The House Appropriations Committee announced Monday that its three-week, department-by-department review of Wolf Administration budget requests will open in the main House chambers starting Feb 16, in order to give presenters and committee members a chance to follow all relevant social distancing protocols.
Because the Capitol building is technically closed to the public under Gov. Tom Wolf’s emergency rules, this is also the first time in memory that the hearings will be closed to in-person attendance by members of the public.
That’s a different thing, however, than being closed to the public, Appropriations spokesman Neal Lesher said, noting all of the sessions will be broadcast by the Pennsylvania Cable Network and live-streamed on the Internet by the Republican and Democratic caucus staffs.
In addition, credentialed media - who have continued to have access to the Capitol throughout the closure - will be able to cover the hearings in person if they wish, Lesher said.
The last three days of scheduled House Appropriations hearings: March 2 through 4, will be held in the Forum Auditorium.

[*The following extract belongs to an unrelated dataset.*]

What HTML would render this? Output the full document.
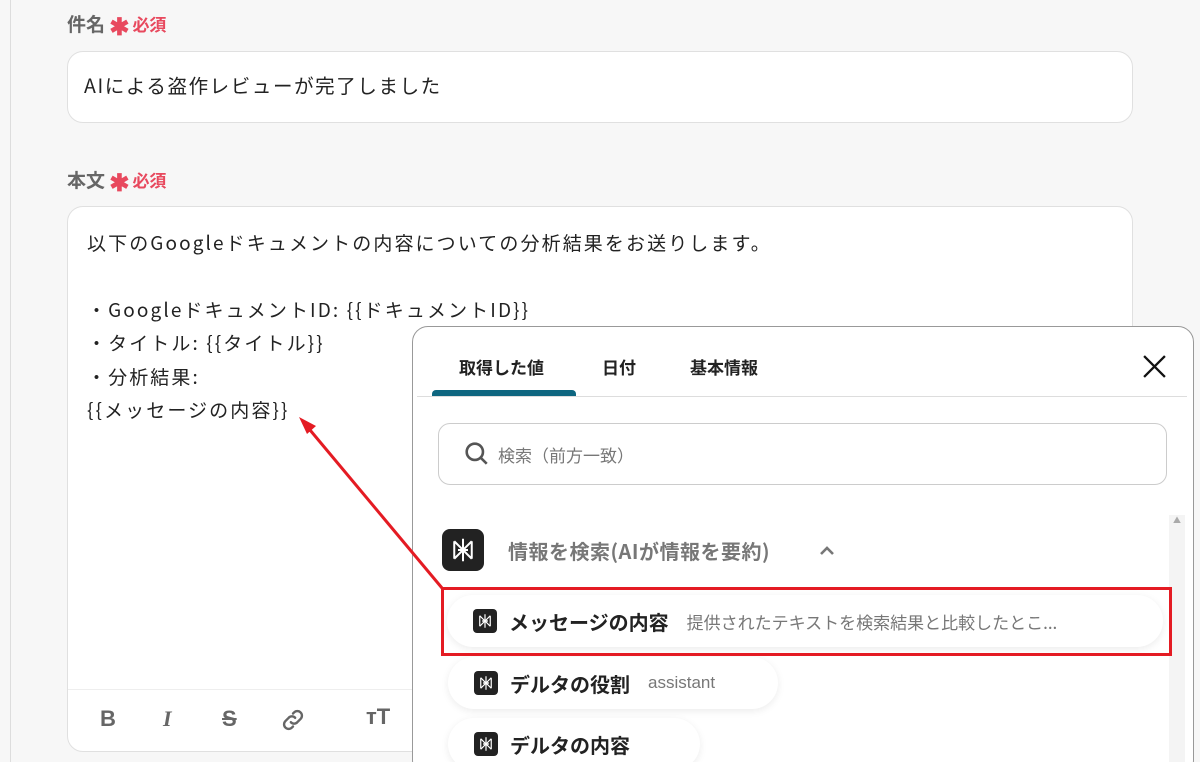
<!DOCTYPE html>
<html><head><meta charset="utf-8"><style>
*{box-sizing:border-box;margin:0;padding:0}
html,body{width:1200px;height:762px;overflow:hidden}
body{background:#f7f7f7;font-family:"Noto Sans CJK JP","Liberation Sans",sans-serif;position:relative;color:#222}
.abs{position:absolute}
.lbl{font-size:19px;color:#666;font-weight:bold}
.req{color:#e8495e;font-size:17px}
.ast{font-size:24px;vertical-align:-4px;margin-right:3px}
.field{background:#fff;border:1px solid #e0e0e0;border-radius:16px}
.item{position:absolute;background:#fff;border-radius:27px;box-shadow:0 2px 8px rgba(0,0,0,.08);display:flex;align-items:center;padding-left:26px;height:52px}
.ic{width:24px;height:24px;background:#222;border-radius:4px;margin-right:12px;display:flex;align-items:center;justify-content:center}
.nm{font-size:20px;font-weight:bold;color:#222}
.ds{font-size:17px;color:#777;margin-left:18px}
</style></head><body>
<svg width="0" height="0" style="position:absolute"><defs><symbol id="lg" viewBox="0 0 24 24"><g fill="none" stroke="#fff" stroke-width="1.6"><path d="M12 3V21M5 5L12 12L19 5M5 19L12 12L19 19M5 5V19M19 5V19M8 12H16"/></g></symbol></defs></svg>
<div class="abs" style="left:10px;top:0;width:1px;height:762px;background:#ddd"></div>
<div class="abs lbl" style="left:67px;top:7px">件名 <span class="req"><span class="ast">✱</span>必須</span></div>
<div class="abs field" style="left:67px;top:51px;width:1066px;height:72px"></div>
<div class="abs" style="left:84px;top:70px;font-size:19.5px;letter-spacing:1.6px">AIによる盗作レビューが完了しました</div>
<div class="abs lbl" style="left:67px;top:163px">本文 <span class="req"><span class="ast">✱</span>必須</span></div>
<div class="abs field" style="left:67px;top:206px;width:1066px;height:546px"></div>
<div class="abs" style="left:68px;top:689px;width:1064px;height:1px;background:#eee"></div>
<div class="abs" style="left:87px;top:226px;font-size:19px;line-height:33.4px;letter-spacing:2.1px;color:#222">以下のGoogleドキュメントの内容についての分析結果をお送りします。<br><br>・GoogleドキュメントID: {{ドキュメントID}}<br>・タイトル: {{タイトル}}<br>・分析結果:<br>{{メッセージの内容}}</div>
<div class="abs" style="left:100px;top:706px;font-size:22px;font-weight:bold;color:#666;font-family:'Liberation Sans',sans-serif">B</div>
<div class="abs" style="left:163px;top:706px;font-size:22px;font-weight:bold;font-style:italic;color:#666;font-family:'Liberation Serif',serif">I</div>
<div class="abs" style="left:222px;top:706px;font-size:22px;font-weight:bold;color:#666;text-decoration:line-through;font-family:'Liberation Sans',sans-serif">S</div>
<svg class="abs" style="left:280px;top:707px" width="26" height="26" viewBox="0 0 24 24" fill="none" stroke="#666" stroke-width="2.2" stroke-linecap="round"><path d="M10 14a4 4 0 0 0 6 0l3-3a4 4 0 0 0-6-6l-1 1"/><path d="M14 10a4 4 0 0 0-6 0l-3 3a4 4 0 0 0 6 6l1-1"/></svg>
<div class="abs" style="left:366px;top:704px;font-size:22px;font-weight:bold;color:#666;font-family:'Liberation Sans',sans-serif">ᴛT</div>

<div class="abs" style="left:412px;top:326px;width:782px;height:450px;background:#fff;border:1px solid #999;border-radius:16px"></div>
<div class="abs" style="left:459px;top:354px;font-size:17px;font-weight:bold;color:#222">取得した値</div>
<div class="abs" style="left:602px;top:354px;font-size:17px;font-weight:bold;color:#222">日付</div>
<div class="abs" style="left:690px;top:354px;font-size:17px;font-weight:bold;color:#222">基本情報</div>
<div class="abs" style="left:432px;top:390px;width:144px;height:6px;background:#0e6680;border-radius:4px 4px 0 0"></div>
<div class="abs" style="left:417px;top:396px;width:770px;height:1px;background:#ddd"></div>
<svg class="abs" style="left:1142px;top:354px" width="25" height="25" viewBox="0 0 24 24" stroke="#111" stroke-width="2.2"><path d="M2 2L22 22M22 2L2 22"/></svg>
<div class="abs" style="left:438px;top:423px;width:729px;height:62px;border:1px solid #ccc;border-radius:12px"></div>
<svg class="abs" style="left:464px;top:441px" width="26" height="26" viewBox="0 0 24 24" fill="none" stroke="#555" stroke-width="2.4"><circle cx="10" cy="10" r="7.5"/><path d="M15.5 15.5L21 21"/></svg>
<div class="abs" style="left:498px;top:442px;font-size:17px;color:#777">検索（前方一致）</div>
<div class="abs" style="left:1169px;top:515px;width:16px;height:247px;background:#f4f4f4"></div>
<div class="abs" style="left:1173px;top:515px;font-size:8px;color:#aaa">▲</div>
<div class="abs" style="left:442px;top:529px;width:42px;height:42px;background:#222;border-radius:8px;display:flex;align-items:center;justify-content:center"><svg width="30" height="30"><use href="#lg"/></svg></div>
<div class="abs" style="left:508px;top:536px;font-size:20px;font-weight:bold;color:#777;letter-spacing:0.5px">情報を検索(AIが情報を要約)</div>
<svg class="abs" style="left:818px;top:543px" width="18" height="14" viewBox="0 0 18 14" fill="none" stroke="#777" stroke-width="2.6"><path d="M3 11L9 5L15 11"/></svg>

<div class="item" style="left:447px;top:595px;width:716px"><div class="ic"><svg width="18" height="18"><use href="#lg"/></svg></div><span class="nm">メッセージの内容</span><span class="ds">提供されたテキストを検索結果と比較したとこ...</span></div>
<div class="item" style="left:448px;top:657px;width:330px"><div class="ic"><svg width="18" height="18"><use href="#lg"/></svg></div><span class="nm">デルタの役割</span><span class="ds" style="font-family:'Liberation Sans',sans-serif">assistant</span></div>
<div class="item" style="left:448px;top:718px;width:252px"><div class="ic"><svg width="18" height="18"><use href="#lg"/></svg></div><span class="nm">デルタの内容</span></div>
<div class="abs" style="left:441px;top:587px;width:731px;height:69px;border:3px solid #e41b23"></div>
<svg class="abs" style="left:0;top:0" width="1200" height="762"><path d="M442 588L305 424" stroke="#e41b23" stroke-width="3"/><path d="M299 417L316 426L307 434Z" fill="#e41b23"/></svg>
</body></html>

The House’s budget hearings have traditionally taken place in the majority caucus room, located right off the Capitol’s Main Rotunda, often playing to relatively packed rooms of members, lobbyists and issue advocates, and reporters.
Lesher said masks will be required for all members, staff, and testifiers. The House floor will be cleaned and sanitized between hearings. The full schedule of the House hearings can be found here.
And in another change for 2021, the Senate Appropriations Committee has delayed the start of its hearing schedule to the week of March 8, and it will then proceed into April. The Senate’s hearings are tentatively scheduled to take place in the Senate chamber.
Senate Appropriations Committee Chair Patrick Browne, R-Lehigh County, said the intent of new dates - in the past, the House and Senate reviews have run concurrently, giving the whole process a two-ring circus feel - is to get the hearings moved closer to the start of earnest budget negotiations between the administration and legislature.
The new budget - and all related tax and fiscal legislation - is supposed to be in place for the July 1 start of the new fiscal year.